Die Zahlen seien Prognosen und keine exakten Messungen, betont Asher. Je weiter in die Zukunft man voraussage, desto weniger Vertrauen habe man in die Genauigkeit der Vorhersage. „Niemand sollte diese Forschungsarbeit benutzen, um anzudeuten, Länder würden sich nicht richtig entwickeln, und niemand sollte sie als Argument gegen Einwanderung oder als Grundlage für Einwanderungspolitik benutzen.“
Auf eine Anfrage per E-Mail antwortete uns zudem eine Pressesprecherin des Human Development Report Office, Anna Ortubia, die Studie habe methodische Schwächen gehabt, die Langzeitprognosen seien unvollständige, willkürliche Schätzungen. Die Studie sei deshalb nicht unterstützt oder im offiziellen Bericht berücksichtigt worden.
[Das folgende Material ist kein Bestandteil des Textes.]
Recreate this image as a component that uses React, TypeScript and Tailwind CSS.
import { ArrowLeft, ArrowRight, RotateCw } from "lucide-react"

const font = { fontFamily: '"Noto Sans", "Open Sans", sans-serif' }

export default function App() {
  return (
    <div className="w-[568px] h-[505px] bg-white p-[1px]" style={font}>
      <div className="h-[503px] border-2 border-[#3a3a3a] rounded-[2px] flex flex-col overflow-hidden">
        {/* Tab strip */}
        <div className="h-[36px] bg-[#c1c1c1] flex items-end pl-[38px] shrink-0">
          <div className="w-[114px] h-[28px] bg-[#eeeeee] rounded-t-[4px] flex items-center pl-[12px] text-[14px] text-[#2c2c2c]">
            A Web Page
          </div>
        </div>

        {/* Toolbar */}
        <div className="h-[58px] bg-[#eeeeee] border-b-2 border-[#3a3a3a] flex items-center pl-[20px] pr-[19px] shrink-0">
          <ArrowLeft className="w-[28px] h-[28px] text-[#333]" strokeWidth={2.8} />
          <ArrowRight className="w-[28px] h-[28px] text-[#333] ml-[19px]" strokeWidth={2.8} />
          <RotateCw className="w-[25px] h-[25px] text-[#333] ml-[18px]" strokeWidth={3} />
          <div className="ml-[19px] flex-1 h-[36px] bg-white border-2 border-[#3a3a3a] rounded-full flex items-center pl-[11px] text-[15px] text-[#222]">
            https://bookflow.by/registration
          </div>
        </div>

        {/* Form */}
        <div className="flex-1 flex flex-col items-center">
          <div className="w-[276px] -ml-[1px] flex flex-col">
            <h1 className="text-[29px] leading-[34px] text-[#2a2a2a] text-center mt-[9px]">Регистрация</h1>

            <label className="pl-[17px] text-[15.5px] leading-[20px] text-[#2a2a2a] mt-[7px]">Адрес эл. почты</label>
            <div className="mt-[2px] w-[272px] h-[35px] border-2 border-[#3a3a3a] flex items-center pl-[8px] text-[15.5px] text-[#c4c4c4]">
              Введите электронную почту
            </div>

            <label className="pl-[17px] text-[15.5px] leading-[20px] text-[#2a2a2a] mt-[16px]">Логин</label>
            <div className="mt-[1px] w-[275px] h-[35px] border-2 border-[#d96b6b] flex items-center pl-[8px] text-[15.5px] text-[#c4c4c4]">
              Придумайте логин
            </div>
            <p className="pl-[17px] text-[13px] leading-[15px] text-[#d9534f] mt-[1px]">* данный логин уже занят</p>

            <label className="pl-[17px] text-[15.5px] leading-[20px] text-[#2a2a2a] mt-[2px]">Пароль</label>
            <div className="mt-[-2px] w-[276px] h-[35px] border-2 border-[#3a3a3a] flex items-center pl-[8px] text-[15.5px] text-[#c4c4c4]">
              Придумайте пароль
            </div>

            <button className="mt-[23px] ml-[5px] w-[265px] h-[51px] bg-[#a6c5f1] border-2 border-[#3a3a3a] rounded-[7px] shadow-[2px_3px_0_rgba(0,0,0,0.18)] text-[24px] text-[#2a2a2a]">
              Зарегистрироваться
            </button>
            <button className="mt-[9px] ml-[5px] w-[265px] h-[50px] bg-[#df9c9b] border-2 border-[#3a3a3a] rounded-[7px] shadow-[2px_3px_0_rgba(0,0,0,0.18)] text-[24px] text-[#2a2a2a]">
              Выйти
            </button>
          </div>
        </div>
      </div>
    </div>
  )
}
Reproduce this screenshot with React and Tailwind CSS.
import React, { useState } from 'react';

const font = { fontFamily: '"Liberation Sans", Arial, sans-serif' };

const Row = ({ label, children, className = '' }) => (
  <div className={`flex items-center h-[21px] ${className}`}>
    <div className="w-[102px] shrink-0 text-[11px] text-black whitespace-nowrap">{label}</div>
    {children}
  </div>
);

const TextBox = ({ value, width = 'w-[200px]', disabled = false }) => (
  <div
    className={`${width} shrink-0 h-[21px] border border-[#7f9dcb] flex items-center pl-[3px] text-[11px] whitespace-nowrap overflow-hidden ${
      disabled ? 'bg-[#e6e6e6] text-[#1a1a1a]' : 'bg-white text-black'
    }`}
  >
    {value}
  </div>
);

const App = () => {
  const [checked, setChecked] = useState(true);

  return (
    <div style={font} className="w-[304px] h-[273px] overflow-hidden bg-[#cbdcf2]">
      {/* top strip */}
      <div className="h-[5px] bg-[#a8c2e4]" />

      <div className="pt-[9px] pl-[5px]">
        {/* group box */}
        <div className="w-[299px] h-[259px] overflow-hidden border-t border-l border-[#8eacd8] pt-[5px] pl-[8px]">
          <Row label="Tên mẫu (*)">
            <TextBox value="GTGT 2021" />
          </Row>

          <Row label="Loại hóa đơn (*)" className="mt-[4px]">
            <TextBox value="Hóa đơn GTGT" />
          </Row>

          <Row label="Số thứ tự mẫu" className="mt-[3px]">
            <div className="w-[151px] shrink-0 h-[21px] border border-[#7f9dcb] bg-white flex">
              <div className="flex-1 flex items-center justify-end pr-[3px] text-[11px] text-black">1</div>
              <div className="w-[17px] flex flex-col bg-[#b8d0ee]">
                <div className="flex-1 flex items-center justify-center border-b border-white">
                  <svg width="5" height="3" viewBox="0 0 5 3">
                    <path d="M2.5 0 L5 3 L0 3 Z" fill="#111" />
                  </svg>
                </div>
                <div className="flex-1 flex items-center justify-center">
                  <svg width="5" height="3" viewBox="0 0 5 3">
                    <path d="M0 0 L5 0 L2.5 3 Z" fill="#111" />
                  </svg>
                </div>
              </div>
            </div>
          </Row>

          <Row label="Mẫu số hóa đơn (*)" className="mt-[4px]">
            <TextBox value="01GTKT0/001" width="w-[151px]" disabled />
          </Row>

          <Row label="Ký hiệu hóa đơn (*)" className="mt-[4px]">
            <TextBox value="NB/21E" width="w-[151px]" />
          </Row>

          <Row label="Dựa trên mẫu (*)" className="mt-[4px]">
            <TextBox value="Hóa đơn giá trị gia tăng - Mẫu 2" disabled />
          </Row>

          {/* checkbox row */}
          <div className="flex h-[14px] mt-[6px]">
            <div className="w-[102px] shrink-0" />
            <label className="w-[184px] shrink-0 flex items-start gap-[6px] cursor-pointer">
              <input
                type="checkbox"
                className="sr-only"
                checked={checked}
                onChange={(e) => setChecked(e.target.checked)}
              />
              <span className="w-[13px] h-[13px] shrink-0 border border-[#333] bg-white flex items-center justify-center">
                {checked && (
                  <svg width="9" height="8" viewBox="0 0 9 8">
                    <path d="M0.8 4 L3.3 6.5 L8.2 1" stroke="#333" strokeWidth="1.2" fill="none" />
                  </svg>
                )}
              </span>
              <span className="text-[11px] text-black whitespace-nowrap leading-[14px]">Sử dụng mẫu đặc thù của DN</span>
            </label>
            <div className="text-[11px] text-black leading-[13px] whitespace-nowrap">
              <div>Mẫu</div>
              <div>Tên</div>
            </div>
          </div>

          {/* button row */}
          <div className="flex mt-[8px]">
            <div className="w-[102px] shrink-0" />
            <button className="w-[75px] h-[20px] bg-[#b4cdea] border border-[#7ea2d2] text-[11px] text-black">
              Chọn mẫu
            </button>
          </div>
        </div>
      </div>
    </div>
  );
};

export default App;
Schweden sinkt nicht im Index – im Gegenteil
Die Studie stammt von 2010 – wie hat sich Schweden seitdem tatsächlich entwickelt? Basel Express und Epoch Times behaupteten im Jahr 2015: „Bis 2010 war Schweden noch auf Platz 15 der Weltrangliste, 2015 soll es an 25. Stelle stehen und bis 2030 wird ein Abrutschen bis auf den 45. Platz befürchtet.“
Das Ranking des Human Development Index wird jährlich veröffentlicht. Ein Blick in die Berichte genügt, um zu sehen, dass die Behauptungen falsch sind: Schweden stand 2010 weltweit auf Platz 9, nicht Platz 15. 2015 war das Land auf Platz 14 – nicht 25. Und im aktuellsten Bericht aus dem Jahr 2018 liegt Schweden auf Platz 7.
Selbst wenn Schweden auf den 45. Platz „abrutschen“ würde, wäre es damit noch immer kein „Dritte-Welt-Land“. Auf Rang 45 des HDI steht 2018 Ungarn, gefolgt von Kroatien und Argentinien. Kuba liegt derzeit auf Rang 73, Mexiko auf 74.